Automatically check for GDPR/CCPA consent by running a Playwright headless browser to check for marketing and analytics scripts firing before and after consent.

  • Detect 25+ consent managers
  • Detect unconsented third-party domains and cookies
  • Classify tracking domains based on 7 commonly used ad blocking lists
  • Keep screenshots before and after consent
  • Capture JSON-LD and meta tags for convenience
  • Run multiple URLs in batch
  • Add custom blocklists and consent manager lists

CLI Arguments

usage:

consentcrawl [-h] [--debug] [--headless [HEADLESS]] [--screenshot] [--bootstrap]
                    [--batch_size BATCH_SIZE] [--show_output] [--db_file DB_FILE]
                    [--blocklists BLOCKLISTS]
                    url
Argument Description
url (required) URL or file with URLs to test
--debug Enable debug logging
--headless Run browser in headless mode (true/false)
--screenshot Take screenshots of each page before and after consent is given (ifconsent manager is detected)
--bootstrap Force bootstrap (refresh) of blocklists
--batch_size, -b Number of URLs (and browser windows) to run in each batch. Default: 15, increase or decrease depending on your system capacity.
--show_output, -o Show output of the last results in terminal (max 25 results)
--db_file, -db Path to crawl results and blocklist database
--blocklists, -bf Path to custom blocklists file (YAML)

In action

Download and install with: pip install consentcrawl

The Playwright (headless) browsers are not automatically installed so run playwright install to install all or specify e.g. playwright install chromium

When running consentcrawl You can provide either a single URL, comma separated list or a file (.txt) with one URL per line:

consentcrawl google.com,google.nl,google.de --headless=false -o

If you have jq installed you can pipe the output to jq to directly get, for example, all tracking domains without consent:

consentcrawl leboncoin.fr,marktplaats.nl,ebay.com -o | jq '.[] | .tracking_domains_no_consent'

Returns:

[
  "tiqcdn.com",
  "criteo.net",
  "googlesyndication.com",
  "doubleclick.net"
]
[
  "google-analytics.com",
  "scorecardresearch.com",
  "bing.com",
  "doubleclick.net",
  "googleadservices.com",
  "criteo.net",
  "googletagmanager.com",
  "spotxchange.com"
]
[
  "doubleclick.net"
]

By default the results of your queries will be stored in a SQLite database called crawl_results.db.

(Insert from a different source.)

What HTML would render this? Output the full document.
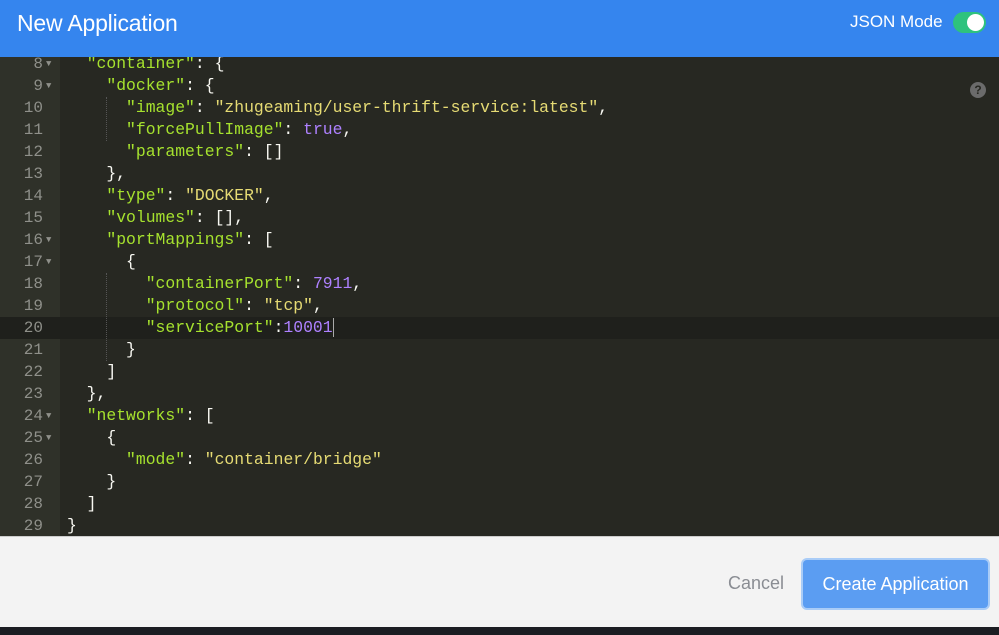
<!DOCTYPE html>
<html><head><meta charset="utf-8"><style>
*{margin:0;padding:0;box-sizing:border-box}
body{width:999px;height:635px;overflow:hidden;background:#1b1d22;font-family:"Liberation Sans",sans-serif;position:relative}
.hdr{position:absolute;left:0;top:0;width:999px;height:57px;background:#3585ee}
.hdr h1{position:absolute;left:17px;top:10px;font-size:23px;font-weight:normal;color:#fff;letter-spacing:-0.2px}
.jm{position:absolute;left:850px;top:12px;color:#fff;font-size:17px}
.tg{position:absolute;left:953px;top:12px;width:33px;height:21px;border-radius:11px;background:#2ec27e}
.tg:after{content:"";position:absolute;right:2px;top:2px;width:17px;height:17px;border-radius:50%;background:#fff}
.ed{position:absolute;left:0;top:57px;width:999px;height:479px;background:#272822;overflow:hidden}
.gut{position:absolute;left:0;top:0;width:60px;height:479px;background:#2f3129}
.lines{position:absolute;left:0;top:-4px;width:999px;font-family:"Liberation Mono",monospace;font-size:16.4px}
.ln{height:22px;line-height:22px;position:relative;white-space:pre;color:#f8f8f2}
.ln .n{position:absolute;left:0;width:43px;text-align:right;color:#8f908a;font-size:16px}
.ln .f{position:absolute;left:46px;top:0;color:#8f908a;font-size:9px}
.ln .c{position:absolute;left:67px}
.act{background:#1f201c}
.k{color:#a6e22e}.s{color:#e6db74}.p{color:#ae81ff}
.help{position:absolute;left:970px;top:25px;width:16px;height:16px;border-radius:50%;background:#6b6b6b;color:#272822;font-size:12px;font-weight:bold;text-align:center;line-height:16px}
.guide{position:absolute;width:0;border-left:1px dotted #555}
.ft{position:absolute;left:0;top:536px;width:999px;height:91px;background:#f3f3f3;border-top:1px solid #ccc}
.cancel{position:absolute;left:728px;top:36px;color:#8a8d93;font-size:18px}
.btn{position:absolute;left:803px;top:23px;width:185px;height:48px;border-radius:4px;background:#5b9df2;box-shadow:0 0 0 2px #a9ccf7;color:#fff;font-size:18px;text-align:center;line-height:48px}
</style></head><body>
<div class="hdr"><h1>New Application</h1><div class="jm">JSON Mode</div><div class="tg"></div></div>
<div class="ed"><div class="gut"></div>
<div class="lines">
<div class="ln"><span class="n">8</span><span class="f">▼</span><span class="c">  <span class="k">"container"</span>: {</span></div>
<div class="ln"><span class="n">9</span><span class="f">▼</span><span class="c">    <span class="k">"docker"</span>: {</span></div>
<div class="ln"><span class="n">10</span><span class="c">      <span class="k">"image"</span>: <span class="s">"zhugeaming/user-thrift-service:latest"</span>,</span></div>
<div class="ln"><span class="n">11</span><span class="c">      <span class="k">"forcePullImage"</span>: <span class="p">true</span>,</span></div>
<div class="ln"><span class="n">12</span><span class="c">      <span class="k">"parameters"</span>: []</span></div>
<div class="ln"><span class="n">13</span><span class="c">    },</span></div>
<div class="ln"><span class="n">14</span><span class="c">    <span class="k">"type"</span>: <span class="s">"DOCKER"</span>,</span></div>
<div class="ln"><span class="n">15</span><span class="c">    <span class="k">"volumes"</span>: [],</span></div>
<div class="ln"><span class="n">16</span><span class="f">▼</span><span class="c">    <span class="k">"portMappings"</span>: [</span></div>
<div class="ln"><span class="n">17</span><span class="f">▼</span><span class="c">      {</span></div>
<div class="ln"><span class="n">18</span><span class="c">        <span class="k">"containerPort"</span>: <span class="p">7911</span>,</span></div>
<div class="ln"><span class="n">19</span><span class="c">        <span class="k">"protocol"</span>: <span class="s">"tcp"</span>,</span></div>
<div class="ln act"><span class="n">20</span><span class="c">        <span class="k">"servicePort"</span>:<span class="p">10001</span><span style="border-left:1px solid #aaa"></span></span></div>
<div class="ln"><span class="n">21</span><span class="c">      }</span></div>
<div class="ln"><span class="n">22</span><span class="c">    ]</span></div>
<div class="ln"><span class="n">23</span><span class="c">  },</span></div>
<div class="ln"><span class="n">24</span><span class="f">▼</span><span class="c">  <span class="k">"networks"</span>: [</span></div>
<div class="ln"><span class="n">25</span><span class="f">▼</span><span class="c">    {</span></div>
<div class="ln"><span class="n">26</span><span class="c">      <span class="k">"mode"</span>: <span class="s">"container/bridge"</span></span></div>
<div class="ln"><span class="n">27</span><span class="c">    }</span></div>
<div class="ln"><span class="n">28</span><span class="c">  ]</span></div>
<div class="ln"><span class="n">29</span><span class="c">}</span></div>
</div>
<div class="guide" style="left:106px;top:40px;height:44px"></div>
<div class="guide" style="left:106px;top:216px;height:88px"></div>
<div class="help">?</div>
</div>
<div class="ft"><div class="cancel">Cancel</div><div class="btn">Create Application</div></div>
</body></html>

Or if you want to import into an existing Python script:

import asyncio
from consentcrawl import crawl

results = asyncio.run(crawl.crawl_single("dumky.net"))

The playwright browser runs asynchronously which is great for running multiple URLs in parallel, but for running a single URL you'll need to use asyncio.run() to run the asynchronous function.

How it works

Playwright allows you to automate browser windows. This script takes a list of URLs, runs a Playwright browser instance and fetches data about cookies and requested domains for each URL. The URLs are fetched asynchronously and in batches to speed up the process. After the URL is fetched, the script tries to identify the consent manager and click 'accept' to determine if and what marketing and analytics tags are fired before and after consent. It uses a 'blocklist' to determine whether a domain is a tracking (marketing/analytics) domain.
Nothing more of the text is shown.